March 22, 2018

Is Your Brand a Target?

I hope so. It’s what you should want your brand to be.

Brands and their agencies talk so much about how to target and sell to consumers. What rarely gets discussed is how to create a brand that consumers want to target. The modern consumer is more informed and aware than ever before. Almost everyone today has grown up in the digital age and their bullshit metre is at an all-time high. Because of this, they will consciously avoid brands that only try to sell to them.

So how do you target a consumer who is bombarded with so much daily advertising that there is no way they’ll actually process any of it? The answer is to become the brand consumers seek out — become the target. Those who know me might think this is the archer and bow hunter talking. And those people might be right.

Becoming a target is easier said than done. It requires courage, vision and a different way of thinking for most brands and their CMOs. This is especially difficult when the top metric is “Winning the Weekend.” I can’t tell you how many times I have heard that expression over the years. Brands that yell at their audiences for short-term results fail to recognize how much they are hurting themselves in the long-term. Brands that operate with a “Sale! Sale! Sale!” mentality attract consumers who will leave, leave, leave the second the competitor’s product is cheaper.

In contrast, brands that become the target enjoy blind devotion and loyalty beyond reason. They engage consumers in a real and meaningful relationship. They give consumers more than just a list of attributes to convince them to buy something. They understand what their audience cares about and build an emotional investment in the “Truth” about their brand. Wouldn’t it be so much better — and so much more fun — to involve the audience in your brand and what it stands for? To empower and inspire them and give them a sense of ownership with your brand?

Of course it would. Especially when you realize brands that figure out how to differentiate and create a greater purpose enjoy selling their products and services at a much higher premium. Simply stated: becoming the target means more money.

Today’s brands need to overwhelm their consumers with positive experiences before, during and after the sale, so their audience can’t help but create a positive relationship. Far too few brands invest in providing a positive experience after the sale. Harley-Davidson is one example of a brand that only spends a small percentage of its marketing dollars on attracting new customers. The lion’s share goes towards investing in a real, meaningful relationship with their current customers. Because of this, it’s a target brand with loyalty beyond reason — and one that buyers seek out with almost religious reverence, happily paying full price for brand membership. Just Google ‘Harley Davidson Tattoo’ and you’ll see what I mean.

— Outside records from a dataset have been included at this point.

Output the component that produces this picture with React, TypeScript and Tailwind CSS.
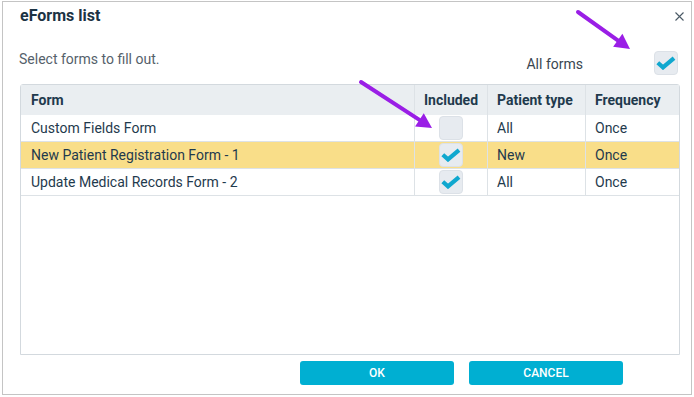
import React from 'react';

type Row = { name: string; included: boolean; patientType: string; frequency: string; selected?: boolean };

const rows: Row[] = [
  { name: 'Custom Fields Form', included: false, patientType: 'All', frequency: 'Once' },
  { name: 'New Patient Registration Form - 1', included: true, patientType: 'New', frequency: 'Once', selected: true },
  { name: 'Update Medical Records Form - 2', included: true, patientType: 'All', frequency: 'Once' },
];

const CheckBox: React.FC<{ checked: boolean }> = ({ checked }) => (
  <div className="w-[24px] h-[24px] rounded-[4px] bg-[#e7ebf0] border border-[#dce1e7] flex items-center justify-center">
    {checked && (
      <svg width="20" height="14" viewBox="0 0 20 14">
        <path d="M1.8 6.8 L7 11.4 L18 2.2" fill="none" stroke="#10a8cf" strokeWidth="4.2" strokeLinecap="butt" strokeLinejoin="miter" />
      </svg>
    )}
  </div>
);

const Arrow: React.FC<{ x1: number; y1: number; x2: number; y2: number }> = ({ x1, y1, x2, y2 }) => {
  const a = Math.atan2(y2 - y1, x2 - x1);
  const len = 15;
  const w = 8;
  const bx = x2 - len * Math.cos(a);
  const by = y2 - len * Math.sin(a);
  const px = -Math.sin(a) * w;
  const py = Math.cos(a) * w;
  return (
    <g>
      <line x1={x1} y1={y1} x2={bx} y2={by} stroke="#9a1ee6" strokeWidth="4" strokeLinecap="round" />
      <polygon points={`${x2},${y2} ${bx + px},${by + py} ${bx - px},${by - py}`} fill="#9a1ee6" />
    </g>
  );
};

export default function App() {
  return (
    <div className="relative w-[694px] h-[397px] bg-white overflow-hidden" style={{ fontFamily: 'Roboto, "Liberation Sans", sans-serif' }}>
      <div className="ml-[2px] mt-[1px] w-[690px] h-[394px] border border-[#c4c4c4] flex flex-col">
        <div className="h-[28px] flex items-center justify-between pl-[17px] pr-[6px]">
          <span className="text-[16px] font-bold text-[#1c3344]">eForms list</span>
          <svg width="9" height="9" viewBox="0 0 9 9" className="mr-[1px]">
            <path d="M0.5 0.5 L8.5 8.5 M8.5 0.5 L0.5 8.5" stroke="#4b5a66" strokeWidth="1.1" />
          </svg>
        </div>
        <div className="h-[54px] flex justify-between pl-[16px] pr-[13px]">
          <div className="pt-[19px] text-[14px] leading-[20px] text-[#55616b]">Select forms to fill out.</div>
          <div className="pt-[21px] flex items-start">
            <span className="text-[14px] leading-[24px] text-[#3a4650] mt-[1px] mr-[71px]">All forms</span>
            <CheckBox checked />
          </div>
        </div>
        <div className="ml-[17px] mr-[11px] h-[271px] border border-[#d3d9de] rounded-tl-[3px] rounded-tr-[3px] text-[14px] text-[#1f3a4d]">
          <div className="flex h-[30px] bg-[#eaeef1] font-bold items-center">
            <div className="w-[393px] pl-[10px] h-full flex items-center">Form</div>
            <div className="w-[73px] h-full flex items-center justify-center border-l border-[#dde2e6]">Included</div>
            <div className="w-[98px] h-full flex items-center pl-[9px] border-l border-[#dde2e6]">Patient type</div>
            <div className="flex-1 h-full flex items-center pl-[9px] border-l border-[#dde2e6]">Frequency</div>
          </div>
          {rows.map((r) => (
            <div key={r.name} className={`flex h-[27px] border-b border-[#dde2e6] items-center ${r.selected ? 'bg-[#f9de89]' : 'bg-white'}`}>
              <div className="w-[393px] pl-[10px] h-full flex items-center">{r.name}</div>
              <div className="w-[73px] h-full flex items-center justify-center border-l border-[#dde2e6]">
                <CheckBox checked={r.included} />
              </div>
              <div className="w-[98px] h-full flex items-center pl-[9px] border-l border-[#dde2e6]">{r.patientType}</div>
              <div className="flex-1 h-full flex items-center pl-[9px] border-l border-[#dde2e6]">{r.frequency}</div>
            </div>
          ))}
        </div>
        <div className="flex justify-end gap-[15px] pr-[68px] pt-[6px]">
          <button className="w-[154px] h-[24px] rounded-[3px] bg-[#00afd2] text-white text-[12px] font-medium">OK</button>
          <button className="w-[154px] h-[24px] rounded-[3px] bg-[#00afd2] text-white text-[12px] font-medium">CANCEL</button>
        </div>
      </div>
      <svg className="absolute left-0 top-0 pointer-events-none" width="694" height="397">
        <Arrow x1={578} y1={12} x2={630} y2={49} />
        <Arrow x1={361} y1={82} x2={432} y2={128} />
      </svg>
    </div>
  );
}
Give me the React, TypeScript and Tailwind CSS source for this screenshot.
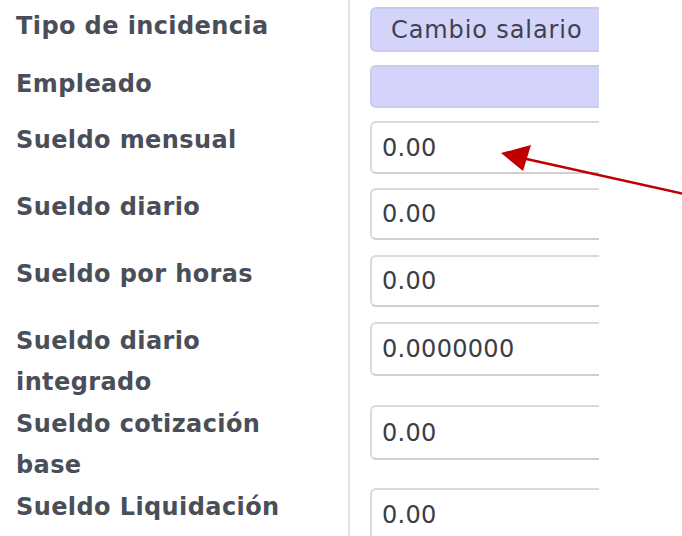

Another great example closer to home is Lululemon. They managed to create a dedicated following with aspirational women and a growing number of men by tapping into the feel-good mind/body/soul movement that centres around yoga. Lululemon’s products are high quality, but that’s not what differentiates them from their competitors. Lululemon products sell at a serious premium because the brand stands for something their consumers care about: a positive, healthy lifestyle. They figured out how to emotionally connect with their consumers and the result is Harley Davidson-grade loyalty beyond reason. When was the last time you ever saw Lululemon on sale? It almost never happens. They don’t worry about short term strategies like “Winning the Weekend” because they’re focused on dominating the entire marketplace for years.

There’s a saying that price is what you talk about when you have nothing else to say. Another is that people don’t remember specific words, only the feelings they create.

With this in mind, simply blaring numbers at your audience will never give them anything worth remembering. Focus on who you are, what you stand for, and why you’re here to help. Money talks, but without context, numbers and prices just don’t say anything meaningful.

Modern consumers are no longer simply uninformed purchasers. They want to be real, active participants in your brand. They care more about what you stand for than what you sell. People today don’t buy products, they buy better versions of themselves. The goal today is to find the truth about your brand that will resonate with consumers and their lifestyles, and develop the proper engagement platforms for meaningful relationships with them.

Do that, and watch your brand grow into something both customers and employees will want to be a part of. Give them a trail to follow. Become the target.

I would like to acknowledge and recommend two great books worth reading that share some of the opinions I’ve outlined in this post: FIX by Chris Kneeland, Ryan Gill & Rob Howard and LOVEMARKS by Kevin Roberts.